***** Working data *****
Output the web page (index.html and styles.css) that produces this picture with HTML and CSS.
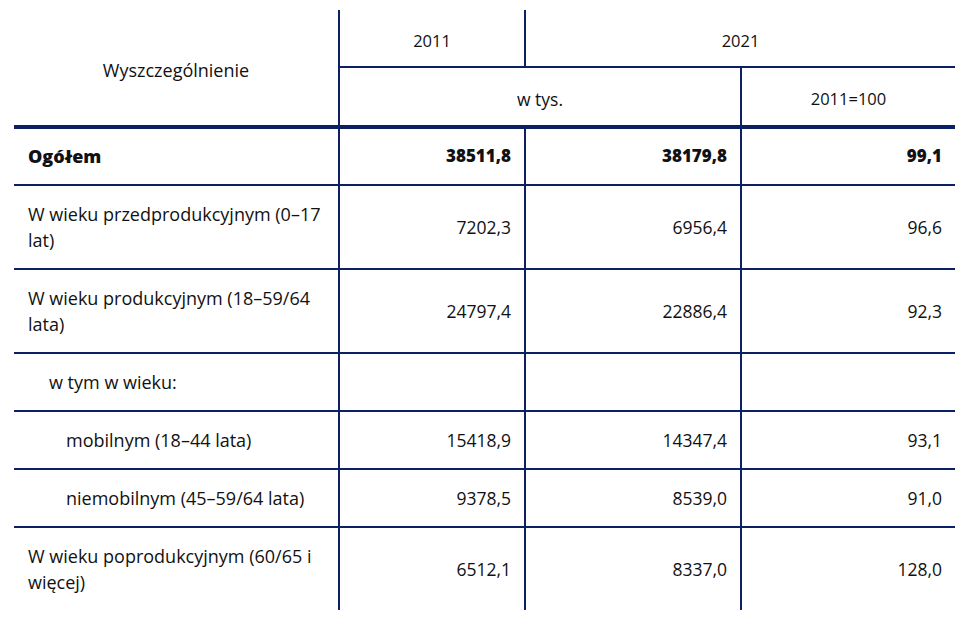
FILE: index.html
```html
<!DOCTYPE html>
<html lang="pl">
<head>
<meta charset="utf-8">
<title>Ludność według ekonomicznych grup wieku</title>
<link rel="stylesheet" href="styles.css">
</head>
<body>
<table class="data">
  <colgroup>
    <col class="c-label">
    <col class="c-2011">
    <col class="c-2021">
    <col class="c-idx">
  </colgroup>
  <thead>
    <tr class="h1">
      <th rowspan="2" class="label-head">Wyszczególnienie</th>
      <th class="num-head">2011</th>
      <th colspan="2" class="num-head no-right">2021</th>
    </tr>
    <tr class="h2">
      <th colspan="2" class="unit-head">w tys.</th>
      <th class="num-head no-right">2011=100</th>
    </tr>
  </thead>
  <tbody>
    <tr class="total">
      <td class="lbl">Ogółem</td>
      <td>38511,8</td>
      <td>38179,8</td>
      <td class="no-right">99,1</td>
    </tr>
    <tr>
      <td class="lbl">W wieku przedprodukcyjnym (0–17 lat)</td>
      <td>7202,3</td>
      <td>6956,4</td>
      <td class="no-right">96,6</td>
    </tr>
    <tr>
      <td class="lbl">W wieku produkcyjnym (18–59/64 lata)</td>
      <td>24797,4</td>
      <td>22886,4</td>
      <td class="no-right">92,3</td>
    </tr>
    <tr>
      <td class="lbl ind1">w tym w wieku:</td>
      <td></td>
      <td></td>
      <td class="no-right"></td>
    </tr>
    <tr>
      <td class="lbl ind2">mobilnym (18–44 lata)</td>
      <td>15418,9</td>
      <td>14347,4</td>
      <td class="no-right">93,1</td>
    </tr>
    <tr>
      <td class="lbl ind2">niemobilnym (45–59/64 lata)</td>
      <td>9378,5</td>
      <td>8539,0</td>
      <td class="no-right">91,0</td>
    </tr>
    <tr class="last">
      <td class="lbl">W wieku poprodukcyjnym (60/65 i więcej)</td>
      <td>6512,1</td>
      <td>8337,0</td>
      <td class="no-right">128,0</td>
    </tr>
  </tbody>
</table>
</body>
</html>
```

FILE: styles.css
```css
html, body {
  margin: 0;
  padding: 0;
  background: #ffffff;
}

body {
  padding: 10px 0 0 14px;
  font-family: "Open Sans", "Noto Sans", sans-serif;
  font-size: 18px;
  font-weight: 500;
  color: #111111;
}

.data {
  border-collapse: collapse;
  table-layout: fixed;
  width: 941px;
}

.c-label { width: 325px; }
.c-2011 { width: 186px; }
.c-2021 { width: 216px; }
.c-idx { width: 214px; }

.data th,
.data td {
  border-right: 2px solid #0b1f63;
  border-bottom: 2px solid #0b1f63;
  line-height: 26px;
}

.data .no-right {
  border-right: none;
}

.data th {
  font-weight: 500;
  text-align: center;
  padding: 0 10px;
}

.data th.num-head {
  font-size: 16.5px;
}

.data th.unit-head {
  font-size: 17.5px;
}

.h1 th {
  height: 50px;
  padding-top: 6px;
}

.h2 th {
  height: 52px;
  padding-top: 5px;
  border-bottom: 4px solid #0b1f63;
}

.h1 th.label-head {
  border-bottom: 4px solid #0b1f63;
  padding-top: 5px;
}

.data td {
  text-align: right;
  font-size: 17.5px;
  padding: 15px 13px 15px 13px;
}

.data td.lbl {
  text-align: left;
  font-size: 18px;
  padding-left: 14px;
  padding-right: 8px;
}

.data td.ind1 { padding-left: 35px; }
.data td.ind2 { padding-left: 52px; }

.total td {
  font-weight: 800;
  font-size: 17px;
  padding-top: 14px;
}

.total td.lbl {
  font-size: 18px;
}

.last td {
  border-bottom: none;
}
```
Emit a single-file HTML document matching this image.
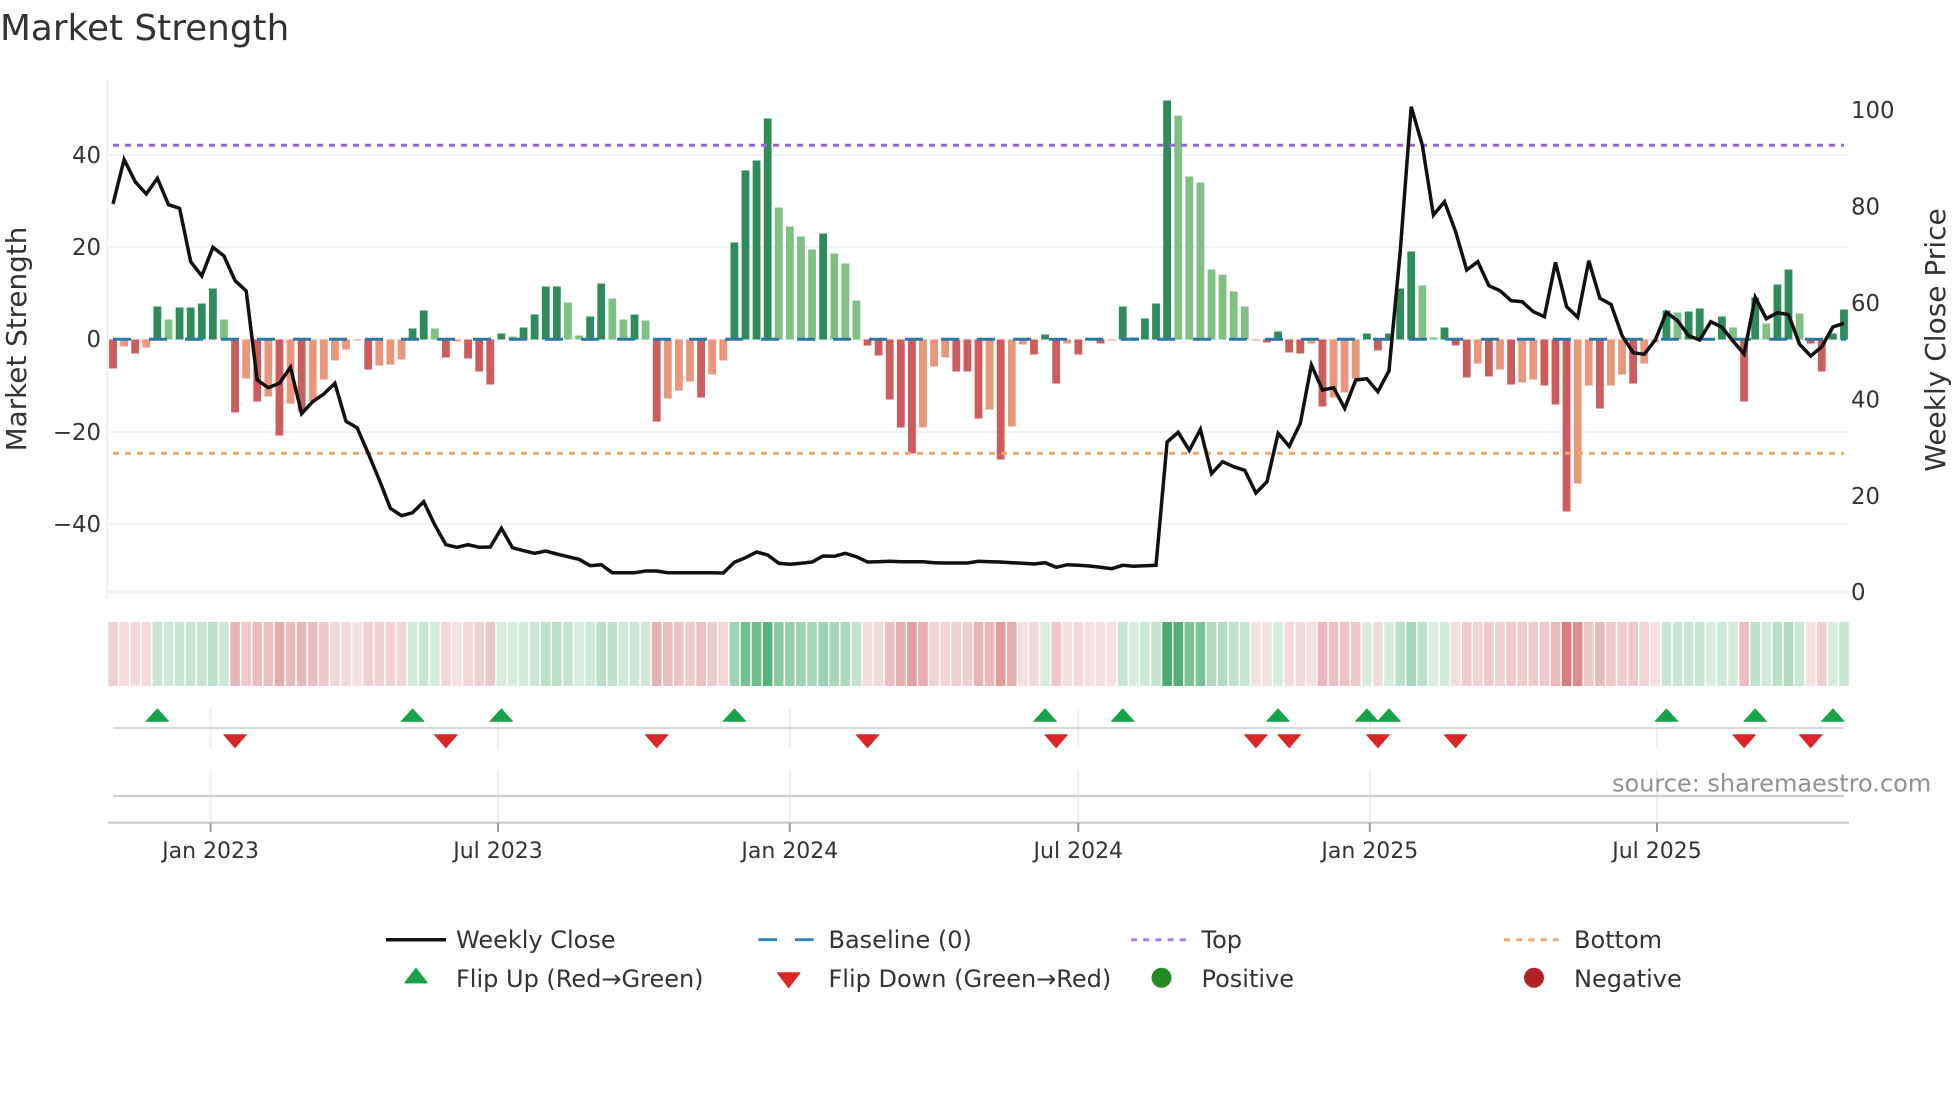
<!DOCTYPE html>
<html>
<head>
<meta charset="utf-8">
<title>Market Strength</title>
<style>
html,body{margin:0;padding:0;background:#fff;width:1960px;height:1102px;overflow:hidden}
svg{display:block;position:absolute;left:0;top:0}
text{font-family:"DejaVu Sans","Liberation Sans",sans-serif;fill:#333}
.t{font-size:22px}
.y{font-size:22.8px}
.l{font-size:24px}
</style>
</head>
<body>
<svg id="c" xmlns="http://www.w3.org/2000/svg" width="1960" height="1102" viewBox="0 0 1960 1102">
<rect width="1960" height="1102" fill="#fff"/>
<g id="strip"></g>
<g stroke-width="2" fill="none">
<path d="M107.5 80V599" stroke="#eef0f2"/>
<path d="M107 155H1849M107 247H1849M107 339.5H1849M107 432H1849M107 524H1849" stroke="#f0f2f5"/>
<path d="M107 592H1849" stroke="#eef0f9" stroke-width="2.5"/>
<path d="M210.6 708V748M498 708V748M789.8 708V748M1078.3 708V748M1369.8 708V748M1657 708V748M210.6 770V823M498 770V823M789.8 770V823M1078.3 770V823M1369.8 770V823M1657 770V823" stroke="#eef0f3"/>
</g>
<g id="bars"></g>
<path d="M113 339.3H1846" stroke="#2a78a8" stroke-width="3" stroke-dasharray="18 18" fill="none"/>
<path d="M113 145.3H1844" stroke="#9a68d2" stroke-width="3" stroke-dasharray="6 6" fill="none"/>
<path d="M113 453.3H1844" stroke="#eca76c" stroke-width="3" stroke-dasharray="6 6" fill="none"/>
<polyline id="price" fill="none" stroke="#111" stroke-width="3.5" stroke-linejoin="miter" points=""/>
<path d="M113 728H1844" stroke="#d6d9e0" stroke-width="2.2" fill="none"/>
<path d="M113 796H1844" stroke="#cfcfd2" stroke-width="2.2" fill="none"/>
<path d="M108 822.7H1849" stroke="#c9c9cd" stroke-width="2.2" fill="none"/>
<path d="M210.6 823V832M498 823V832M789.8 823V832M1078.3 823V832M1369.8 823V832M1657 823V832" stroke="#999" stroke-width="2" fill="none"/>
<g id="marks"></g>

<text x="0" y="40" font-size="35.8">Market Strength</text>
<text transform="translate(26 339) rotate(-90)" text-anchor="middle" font-size="27.8">Market Strength</text>
<text transform="translate(1945 340) rotate(-90)" text-anchor="middle" font-size="28">Weekly Close Price</text>

<g text-anchor="end">
<text class="y" x="101" y="163">40</text>
<text class="y" x="101" y="255">20</text>
<text class="y" x="101" y="347">0</text>
<text class="y" x="101" y="440">−20</text>
<text class="y" x="101" y="532">−40</text>
</g>
<text class="y" x="1851" y="118">100</text>
<text class="y" x="1851" y="214.5">80</text>
<text class="y" x="1851" y="311">60</text>
<text class="y" x="1851" y="407.5">40</text>
<text class="y" x="1851" y="504">20</text>
<text class="y" x="1851" y="600">0</text>

<g text-anchor="middle">
<text class="t" x="210.6" y="858">Jan 2023</text>
<text class="t" x="498" y="858">Jul 2023</text>
<text class="t" x="789.8" y="858">Jan 2024</text>
<text class="t" x="1078.3" y="858">Jul 2024</text>
<text class="t" x="1369.8" y="858">Jan 2025</text>
<text class="t" x="1657" y="858">Jul 2025</text>
</g>
<text x="1612" y="791.5" font-size="24" style="fill:#919191">source: sharemaestro.com</text>

<path d="M386 939.7H446" stroke="#111" stroke-width="3.5" fill="none"/>
<path d="M758.4 939.7H777M795 939.7H813.6" stroke="#2f84bd" stroke-width="2.8" fill="none"/>
<path d="M1131 939.7H1186" stroke="#ad7de8" stroke-width="3" stroke-dasharray="6 6.2" fill="none"/>
<path d="M1504 939.7H1559" stroke="#eda86e" stroke-width="3" stroke-dasharray="6 6.2" fill="none"/>
<path d="M416 968.5L405 982.8H427Z" fill="#16a34a" stroke="#16a34a" stroke-width="1.4" stroke-linejoin="round"/>
<path d="M788.7 987.5L777.7 973H799.7Z" fill="#dc2626" stroke="#dc2626" stroke-width="1.4" stroke-linejoin="round"/>
<circle cx="1161.5" cy="977.7" r="10" fill="#228b22"/>
<circle cx="1534" cy="977.7" r="10" fill="#b22222"/>
<text class="l" x="456" y="948">Weekly Close</text>
<text class="l" x="828.5" y="948">Baseline (0)</text>
<text class="l" x="1201.5" y="948">Top</text>
<text class="l" x="1574" y="948">Bottom</text>
<text class="l" x="456" y="987">Flip Up (Red→Green)</text>
<text class="l" x="828.5" y="987">Flip Down (Green→Red)</text>
<text class="l" x="1201.5" y="987">Positive</text>
<text class="l" x="1574" y="987">Negative</text>
</svg>
<script>
(function(){
var NS="http://www.w3.org/2000/svg";
var B=[-29,-7,-14,-8,33,20,32,32,36,51,20,-73,-39,-62,-57,-96,-64,-72,-62,-40,-21,-10,-1,-30,-26,-25,-20,11,29,11,-18,-2,-19,-32,-45,6,3,12,25,53,53,37,4,23,56,41,20,25,19,-82,-59,-51,-42,-58,-35,-21,97,169,179,221,132,113,103,90,106,86,76,39,-6,-16,-60,-88,-114,-88,-27,-18,-32,-32,-79,-70,-120,-87,-5,-15,5,-44,-4,-15,-1,-4,-1,33,2,21,36,239,224,163,157,70,65,48,33,-1,-3,8,-13,-14,-4,-67,-58,-53,-39,6,-11,6,51,88,54,2,12,-6,-38,-24,-37,-30,-45,-43,-40,-46,-65,-172,-144,-46,-69,-46,-35,-44,-24,-3,29,27,28,31,1,23,12,-62,42,16,55,70,26,-4,-32,6,30];
var L={};[1,3,12,14,16,18,19,20,21,22,24,25,26,31,50,51,52,54,55,73,74,75,79,81,82,86,88,90,103,108,110,111,112,123,125,127,128,132,133,135,136,138,139,5,10,29,36,41,42,45,46,48,60,61,62,63,65,66,67,96,97,98,99,100,101,102,118,119,141,146,149,152].forEach(function(i){L[i]=1});
var P=[204,159.5,181.7,194,178.3,204.7,208.3,261.7,276,247.3,256,280.7,291,380,387.7,383.3,367.3,413.7,401.7,394,383.3,421.3,427.7,453.3,480,508.3,515.7,512.7,501.7,525,544.7,547.3,544.7,547.3,547,528.3,547.7,550.7,553.3,551,554,556.7,559.3,565.7,564.7,572.7,572.7,572.7,571,571,572.7,572.7,572.7,572.7,572.7,573,562.3,557.7,552,555,563.3,564.3,563.3,562,556,556.3,553.3,556.7,562,561.7,561.3,561.7,561.7,561.7,562.7,563,563,563,561.3,561.7,562,562.7,563.3,564,562.7,567.3,564.7,565.3,566,567.3,568.7,565.3,566.3,565.7,565.3,442,432.3,450.3,429.3,473.7,461.7,466.7,470.3,493,481.7,433.3,446.3,423.3,365,390,387.7,408.3,380,378.7,391.7,370.7,253,106.7,145,215,201.7,231.7,270,261.7,285.7,290.7,300.7,301.7,311.7,316.7,262.3,306.7,317.3,260.7,298.3,304.3,335.7,352.7,354.3,340,312.3,320.7,335.7,340,321.7,327.3,341,354,297.3,318.7,312.7,314.7,344.3,356,346.7,327,323.3];
var dx=11.096,x0=113,base=339.5,w=7.8;
function el(n,a,p){var e=document.createElementNS(NS,n);for(var k in a)e.setAttribute(k,a[k]);p.appendChild(e);return e}
var gb=document.getElementById('bars'),gs=document.getElementById('strip'),gm=document.getElementById('marks');
var pts=[];
B.forEach(function(v,i){
 var cx=x0+dx*i,col;
 if(v>0)col=L[i]?'#81c084':'#2e8b5a';else col=L[i]?'#e9967a':'#cd5c5c';
 var h=Math.abs(v);
 el('rect',{x:(cx-w/2).toFixed(2),y:v>0?base-h:base,width:w,height:h,fill:col},gb);
 var a,c;
 if(v>0){a=.16+.62*h/240;c='rgba(22,150,70,'+a.toFixed(3)+')'}
 else{a=.13+.62*h/240;c='rgba(185,28,28,'+a.toFixed(3)+')'}
 el('rect',{x:(cx-4.8).toFixed(2),y:622,width:9.6,height:64,fill:c},gs);
 pts.push(cx.toFixed(1)+','+P[i]);
});
document.getElementById('price').setAttribute('points',pts.join(' '));
[4,27,35,56,84,91,105,113,115,140,148,155].forEach(function(i){
 var x=x0+dx*i;
 el('path',{d:'M'+x+' 709L'+(x-11.3)+' 721.3H'+(x+11.3)+'Z',fill:'#16a34a',stroke:'#16a34a','stroke-width':1,'stroke-linejoin':'round'},gm);
});
[11,30,49,68,85,103,106,114,121,147,153].forEach(function(i){
 var x=x0+dx*i;
 el('path',{d:'M'+x+' 747.7L'+(x-11.3)+' 734.7H'+(x+11.3)+'Z',fill:'#dc2626',stroke:'#dc2626','stroke-width':1,'stroke-linejoin':'round'},gm);
});
})();
</script>
</body>
</html>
*****
* [Task goal]: Go through the records and copy each line with "styles" in it.

* [Full output]:
Output the web page (index.html and styles.css) that produces this picture with HTML and CSS.
<link rel="stylesheet" href="styles.css">
FILE: styles.css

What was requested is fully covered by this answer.